Коллекционерская страсть Неттера возникла случайно. Известно, что он любил импрессионистов, но в 1910‐е годы стремительно дорожавшие художники были ему не по зубам. Выход он увидел, придя однажды в префектуру: за спиной префекта Леона Замарона висела странная картина. Это был пейзаж Утрилло, который Замарон, коротко знавший обитателей знаменитого дома художников «Улей», получил, в очередной раз закрыв глаза на какие-то грехи. Префект, обрадовавшись, что посетитель оценил его новое приобретение, тотчас же свел Неттера с Леопольдом Зборовским, поэтом и маршаном Модильяни, Сутина и некоторых других жильцов «Улья». Так сложился деловой дуэт Неттер – Зборовский, который с 1915 по 1930 год обеспечивал заказами художников, прежде всего Модильяни (до его смерти в 1920‐м), Утрилло, Сутина и Кислинга.
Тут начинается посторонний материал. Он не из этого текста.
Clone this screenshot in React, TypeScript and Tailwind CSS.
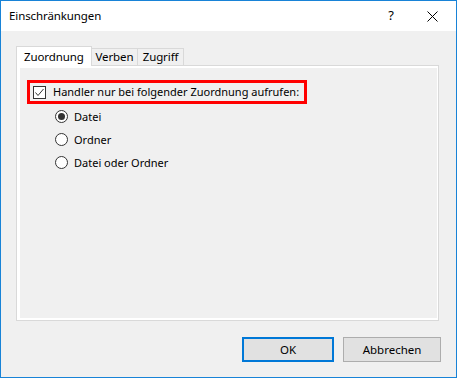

Взаимоотношения участников трио «коллекционер – маршан – художник» в случае с Неттером и Зборовским вполне себе сюжет для романа. Тем более что переписка между сторонами сохранилась. Чего тут только нет: аккуратнейший Неттер, обнаруживший, что его бесстыдно надувает Зборовский; недолюбливавший Неттера Сутин, признававшийся, что «никогда не смог бы сделать того, что сделал, без его помощи»; приятельствующий с Неттером Утрилло, в стыде и боли славший другу просьбы о помощи с содержанием в клинике, где он пытался побороть алкоголизм; счета за поломанные Утрилло вещи из больницы, оплаченные Неттером; письмо Неттера о разрыве деловых отношений со Зборовским.